Pride and Prejudice (Netflix) // Diana Velasquez, Senior Staff Writer
For all you romantics out there full of yearning, yearn no more. I come to you with dreamy sunsets and proclamations of love of misty moors. “Pride and Prejudice” starring Keira Knightley as Elizabeth Bennet and Matthew Macfadyen as Mr. Darcy is the 2005 film adaptation of the classic Jane Austen novel on comedy, manners and romance. Novel purists may stick their nose up at this particular adaptation in favor of the 1995 BBC series, but this film sacrifices authenticity for not only heightened romance and fantastically witty dialogue but what amounts to a visual marvel in the English countryside. While Lizzie is running around from manor to manor entangled deep in the heart of high class courting politics, treat yourself to the many shots of bright farmland, sunlit warm parlor rooms and one scene dedicated solely to the perusement of a sculpture room Darcy owns, much to Lizzie’s chagrin. There is so much to explore in this film. The aristocrats, snooty as they may be, have homes perfectly fit for a film camera. The chiffon dresses, the pearl-laced hair, the almost-kiss in the grotto in the rain, all these scenes and more wait for you, to soothe the eyes and patter on the heart.
Suspiria (YouTube/Tubi) // Vikram Sundar, Senior Staff Writer
Dario Argento’s 1977 classic “Suspiria” is so visually stimulating and auditorily anxiety-inducing that it almost feels like sensory overload at times. Some people have described the film as an acid trip, others have interpreted the vibrant colors and melodramatic acting as campy. Regardless, the film is a visual feast for the eyes. In the story, we follow a young American dancer traversing her way through a German ballet school riddled with mysteries and supernatural occurrences. Cinematographer Luciano Tovoli showcases masterful lighting and framing to take advantage of the labyrinthian set design and create a sense of dysphoria. Not to mention, there is a play on symmetry throughout the film to give every shot an unnaturally pristine feel. When it comes to color, the film takes full advantage of emotional associations with colors, bleeding bright sanguine reds to evoke the macabre and oozing sickly neon greens to convey unease. The visual marvels of “Suspiria” are only one detail of the overarching portrait, as it cannot be appreciated without recognizing how the incredibly ominous soundtrack by Goblin heightens the nightmarish feel of the film. Bottom line, “Suspiria” is a film that is not meant to be watched, but experienced through the senses.
The Darjeeling Limited (Prime Video) // Nick Suarez, Staff Writer
Wes Anderson is well known as a director with a distinct visual style (some would say bordering on self-parody at times), but in none of his works is it better executed than his 2007 film “The Darjeeling Limited.” The story follows three brothers — played by Owen Wilson, Jason Schwartzman and Adrien Brody — reunited following their father’s death as they travel across India by train and depicts their misadventures, rivalries and fraternal squabbles.

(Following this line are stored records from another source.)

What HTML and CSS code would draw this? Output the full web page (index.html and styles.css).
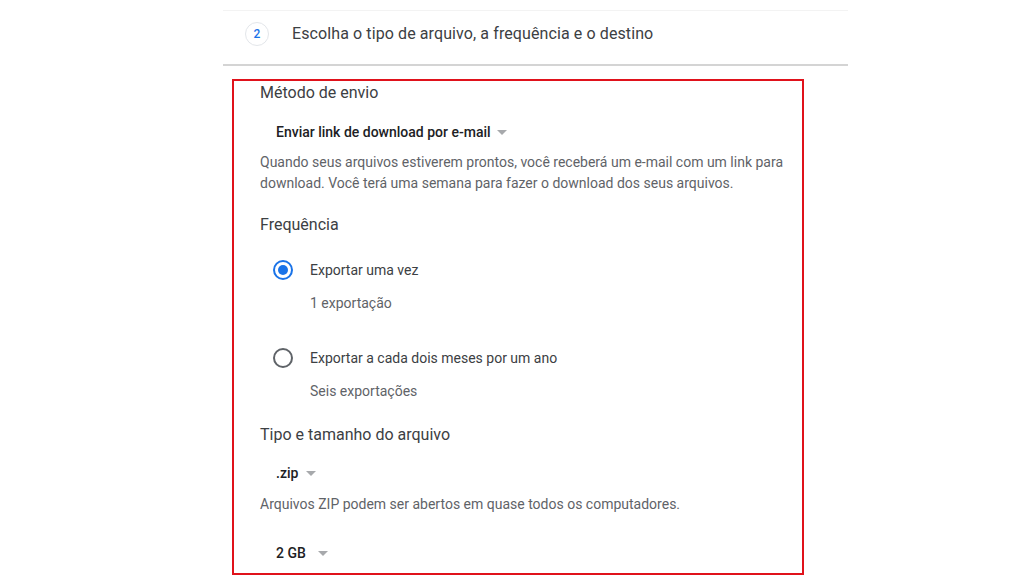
FILE: index.html
```html
<!DOCTYPE html>
<html lang="pt-BR">
<head>
    <meta charset="UTF-8">
    <meta name="viewport" content="width=device-width, initial-scale=1.0">
    <title>Escolha o tipo de arquivo</title>
    <link rel="stylesheet" href="styles.css">
</head>
<body>

    <div class="page">
        <div class="step-header">
            <span class="step-num">2</span>
            <span class="step-title">Escolha o tipo de arquivo, a frequência e o destino</span>
        </div>

        <div class="options">
            <h3 class="section-title">Método de envio</h3>
            <div class="dropdown dropdown-first">Enviar link de download por e-mail <span class="arrow"></span></div>
            <p class="desc desc-first">Quando seus arquivos estiverem prontos, você receberá um e-mail com um link para download. Você terá uma semana para fazer o download dos seus arquivos.</p>

            <h3 class="section-title freq-title">Frequência</h3>
            <div class="radio-row radio-first">
                <span class="radio checked"></span>
                <span class="radio-label">Exportar uma vez</span>
            </div>
            <div class="radio-sub">1 exportação</div>
            <div class="radio-row radio-second">
                <span class="radio"></span>
                <span class="radio-label">Exportar a cada dois meses por um ano</span>
            </div>
            <div class="radio-sub">Seis exportações</div>

            <h3 class="section-title type-title">Tipo e tamanho do arquivo</h3>
            <div class="dropdown dropdown-zip">.zip <span class="arrow"></span></div>
            <p class="desc desc-zip">Arquivos ZIP podem ser abertos em quase todos os computadores.</p>
            <div class="dropdown dropdown-size">2 GB <span class="arrow"></span></div>
        </div>
    </div>

</body>
</html>
```

FILE: styles.css
```css
body {
    font-family: Roboto, "Noto Sans", Arial, sans-serif;
    background: #ffffff;
    margin: 0;
    padding: 0;
}
.page {
    width: 625px;
    margin-left: 223px;
    padding-top: 10px;
}
.step-header {
    display: flex;
    align-items: flex-start;
    border-top: 1px solid #f3f3f3;
    border-bottom: 2px solid #d4d4d4;
    box-sizing: border-box;
    height: 56px;
    padding-top: 11px;
}
.step-num {
    width: 22px;
    height: 22px;
    margin-left: 22px;
    border: 1px solid #e3e6ea;
    border-radius: 50%;
    color: #1a73e8;
    font-size: 12px;
    font-weight: 500;
    display: flex;
    align-items: center;
    justify-content: center;
}
.step-title {
    margin-left: 23px;
    font-size: 16px;
    line-height: 24px;
    color: #3c4043;
    letter-spacing: 0.1px;
}
.options {
    margin: 13px 0 0 9px;
    width: 572px;
    box-sizing: border-box;
    border: 2px solid #e0121b;
    padding: 2px 8px 10px 26px;
}
.section-title {
    margin: 0;
    font-size: 16px;
    font-weight: 400;
    line-height: 20px;
    color: #3c4043;
}
.freq-title {
    margin-top: 21px;
}
.type-title {
    margin-top: 24px;
}
.dropdown {
    margin-left: 16px;
    font-size: 14px;
    font-weight: 500;
    line-height: 20px;
    color: #202124;
    display: flex;
    align-items: center;
}
.dropdown-first {
    margin-top: 19px;
}
.dropdown-zip {
    margin-top: 18px;
}
.dropdown-size {
    margin-top: 28px;
}
.arrow {
    width: 0;
    height: 0;
    margin-left: 8px;
    border-left: 5px solid transparent;
    border-right: 5px solid transparent;
    border-top: 5px solid #a7a9ac;
}
.dropdown-first .arrow {
    margin-left: 6px;
}
.dropdown-size .arrow {
    margin-left: 12px;
}
.desc {
    margin: 0;
    font-size: 14px;
    line-height: 21px;
    color: #5f6368;
}
.desc-first {
    margin-top: 10px;
}
.desc-zip {
    margin-top: 11px;
}
.radio-row {
    display: flex;
    align-items: center;
    height: 20px;
    margin-left: 13px;
}
.radio-first {
    margin-top: 25px;
}
.radio-second {
    margin-top: 35px;
}
.radio {
    width: 20px;
    height: 20px;
    box-sizing: border-box;
    border: 2px solid #5f6368;
    border-radius: 50%;
    display: flex;
    align-items: center;
    justify-content: center;
}
.radio.checked {
    border-color: #1a73e8;
}
.radio.checked::after {
    content: "";
    width: 10px;
    height: 10px;
    border-radius: 50%;
    background: #1a73e8;
}
.radio-label {
    margin-left: 17px;
    font-size: 14px;
    line-height: 20px;
    color: #3c4043;
}
.radio-sub {
    margin: 13px 0 0 50px;
    font-size: 14px;
    line-height: 20px;
    color: #5f6368;
}
```
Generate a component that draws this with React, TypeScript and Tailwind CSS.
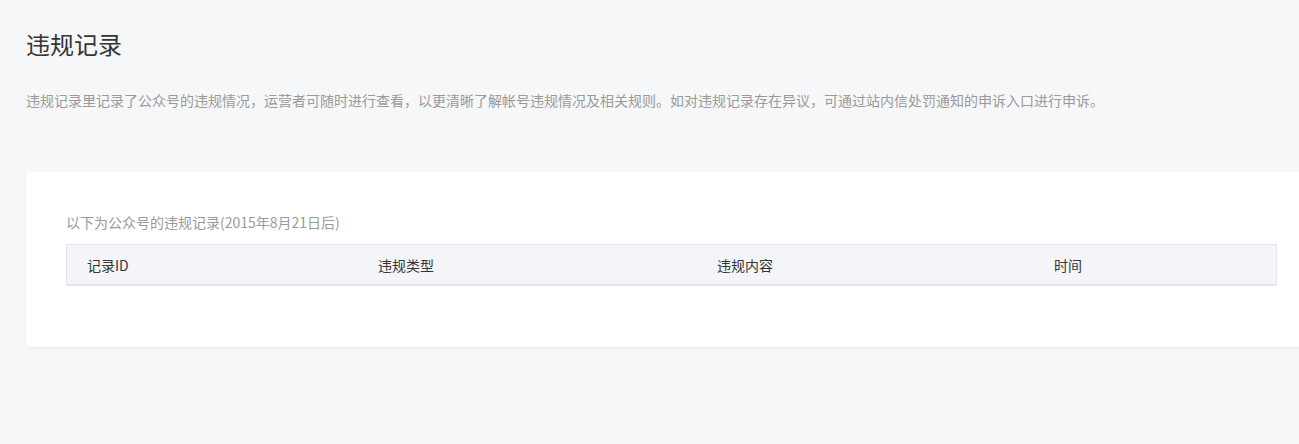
const COLUMNS: { label: string; width: string }[] = [
  { label: "记录ID", width: "w-[291px]" },
  { label: "违规类型", width: "w-[339px]" },
  { label: "违规内容", width: "w-[337px]" },
  { label: "时间", width: "flex-1" },
];

const FONT = "font-['Microsoft_YaHei','Noto_Sans_CJK_SC',sans-serif]";

export default function App() {
  return (
    <div className={`min-h-[444px] w-full overflow-hidden bg-[#f6f7f9] ${FONT}`}>
      <div className="pl-[26px] pt-[28px]">
        <h1 className="text-[24px] leading-[32px] font-normal text-[#353535]">违规记录</h1>
        <p className="mt-[30px] text-[14px] leading-[20px] text-[#9a9a9a] whitespace-nowrap">
          违规记录里记录了公众号的违规情况，运营者可随时进行查看，以更清晰了解帐号违规情况及相关规则。如对违规记录存在异议，可通过站内信处罚通知的申诉入口进行申诉。
        </p>
        <div className="mt-[62px] w-[1291px] rounded-[4px] bg-white px-[40px] pt-[40px] pb-[61px] shadow-[0_1px_2px_rgba(150,150,150,0.15)]">
          <p className="text-[14px] leading-[20px] text-[#9a9a9a]">
            以下为公众号的违规记录(2015年8月21日后)
          </p>
          <div className="mt-[12px] flex h-[42px] items-center border border-b-2 border-[#e4e5ea] bg-[#f4f5f9] pl-[20px]">
            {COLUMNS.map((c) => (
              <div key={c.label} className={`${c.width} text-[14px] leading-[20px] text-[#353535]`}>
                {c.label}
              </div>
            ))}
          </div>
        </div>
      </div>
    </div>
  );
}
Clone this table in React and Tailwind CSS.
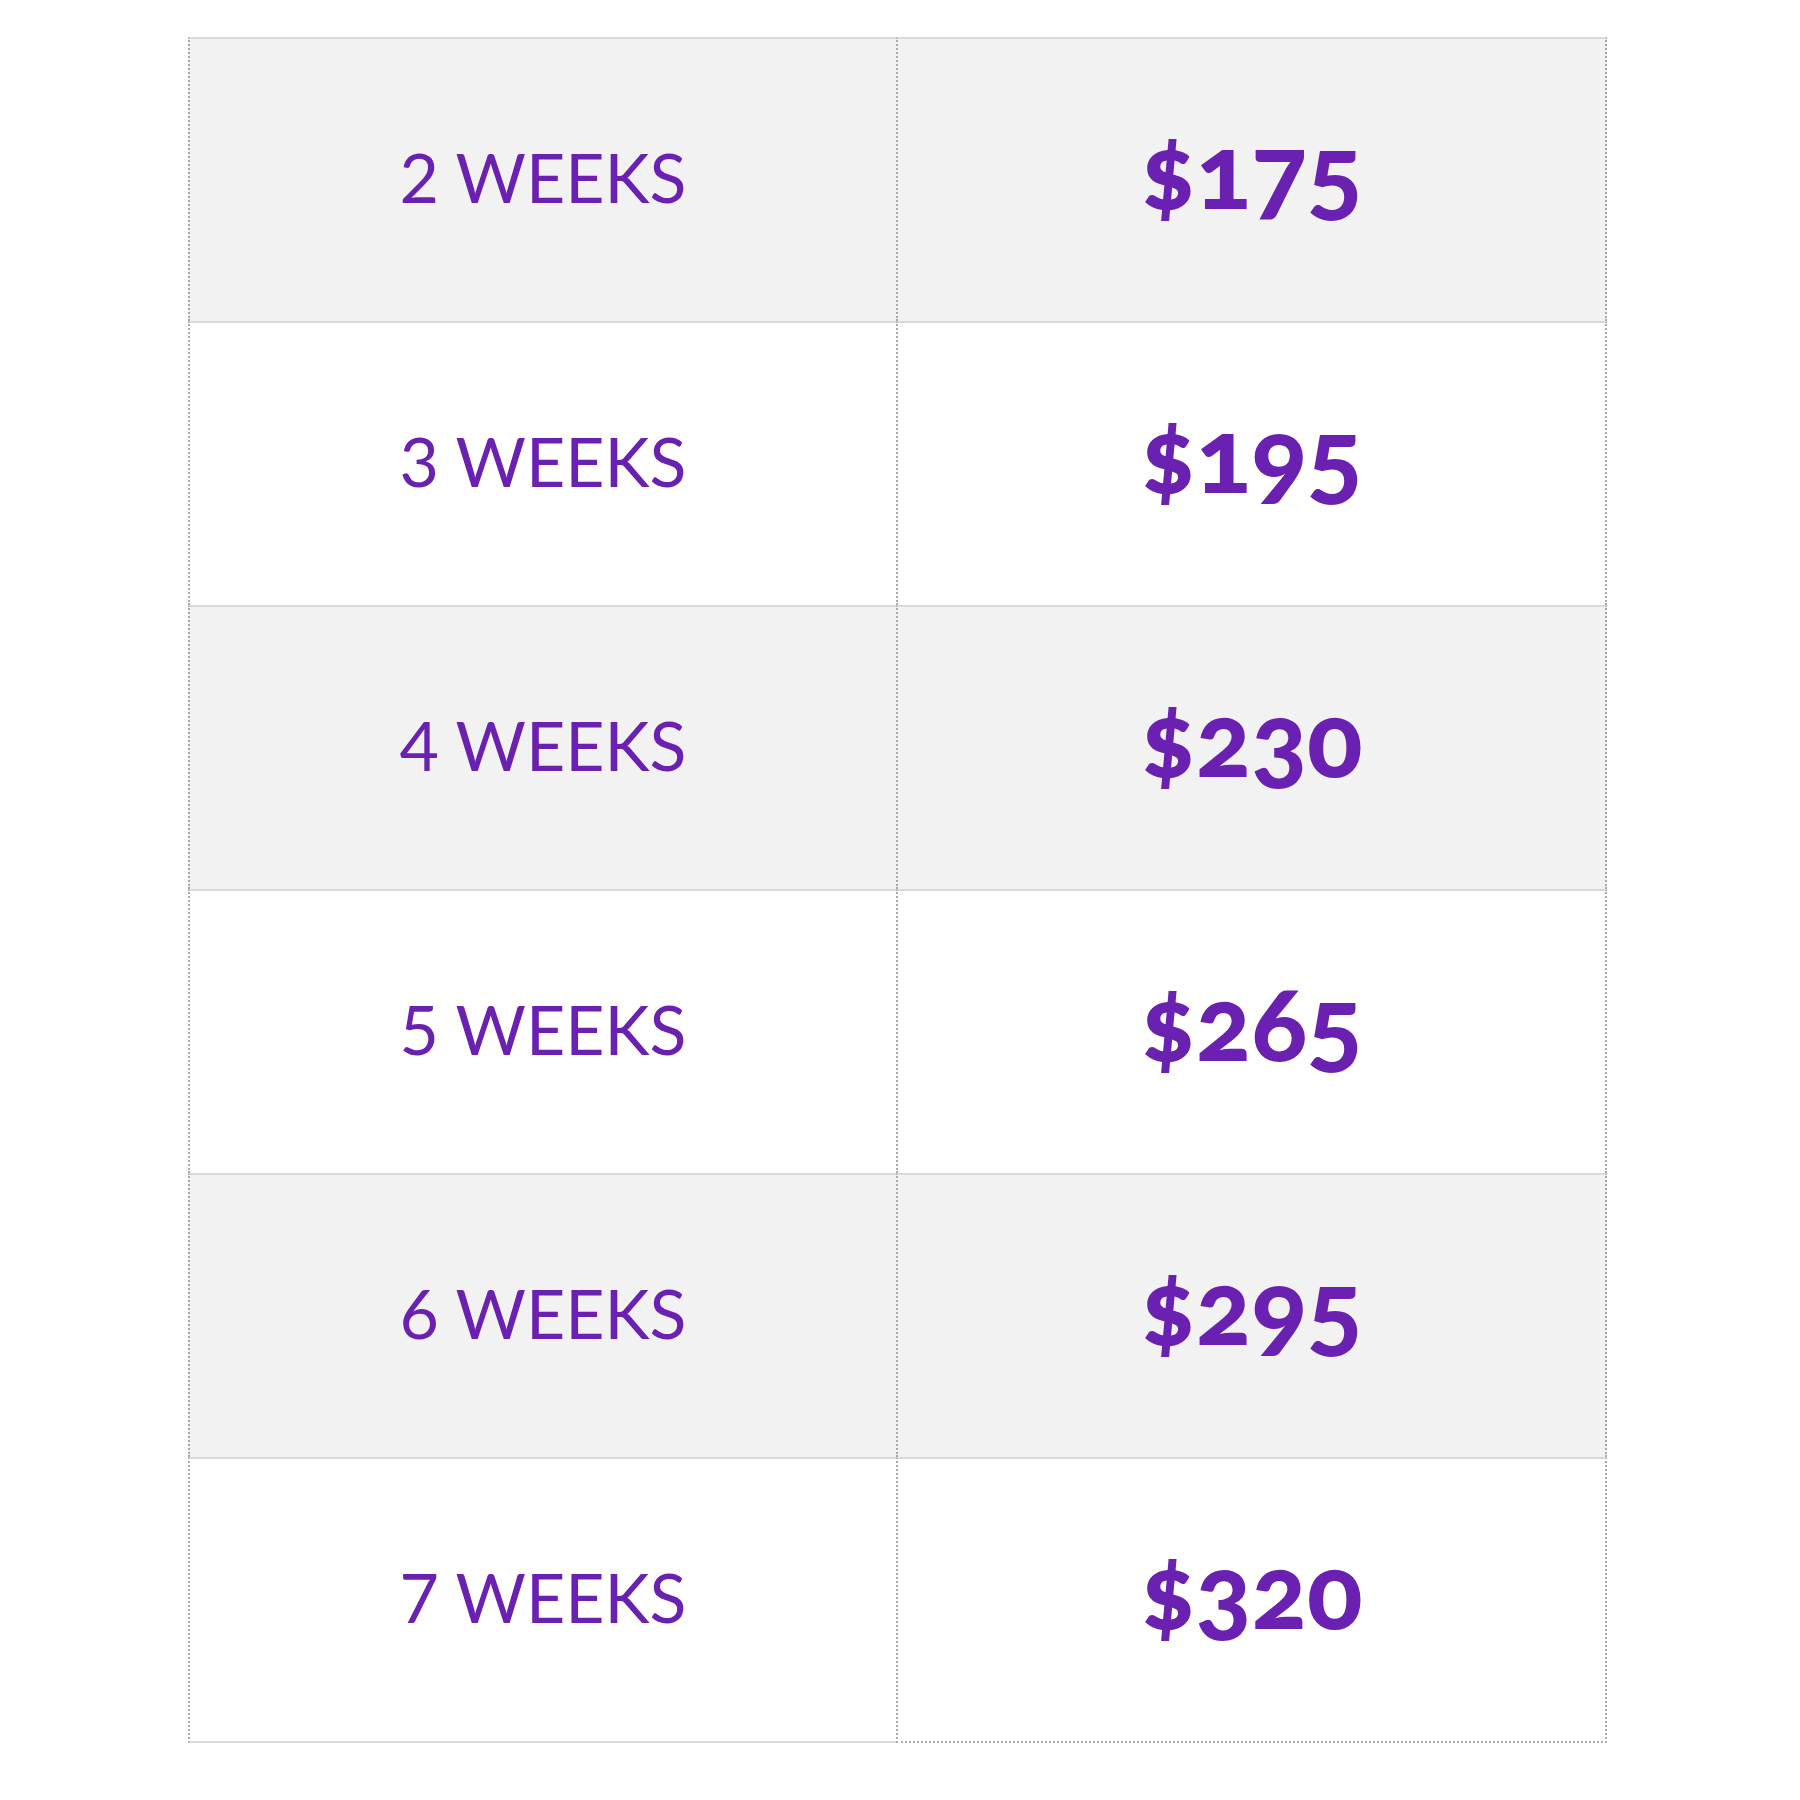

From a visual standpoint, Anderson’s penchant for pastel color palettes and arranging actors and rooms like oversized miniatures is somewhat curtailed — especially when the characters strike off on their own, away from the diorama-like train compartments and into the clamor of the city and sparse serenity of the countryside. Likewise, this maturation of Anderson’s visual style is reflected in the interactions of the characters, who transcend their roles as the witty and humorous mannequins I expect — and have affection for — in Anderson’s other works and become fully fledged and relatable persons. Between its parallel stylistic choices — in the directing of its actors and the visual environment in which their dramas unfold — the net effect is to create a narrative that concurrently achieves irreverence, gravity, humor, loss and poignance. It’s not a bad film to watch during these times.
Violet Evergarden (Netflix) // Sarah Stager, Contributing Editor
In addition to having that beautifully resonant name, “Violet Evergarden,” is an anime that features some of the most intricate and visually pleasing animation ever. I’m not exaggerating. The story is somewhat basic — Violet, an ex-soldier trained to kill without emotion, learns to feel through her job at a writer’s agency where she writes letters that express the feelings of the senders. The plot makes for sometimes unbearably sappy moments, but the dazzling visuals, featuring elaborate steampunk fashion and almost unbelievably realistic lighting, make up for the somewhat lackluster writing. You will be wowed by the punchy saturated colors and the environments in which you can easily appreciate the long hours of perspective work and artistic effort. Every frame of “Violet Evergarden” is a work of art in and of itself, and you will want to live in this beautiful world, regardless of the characters it holds.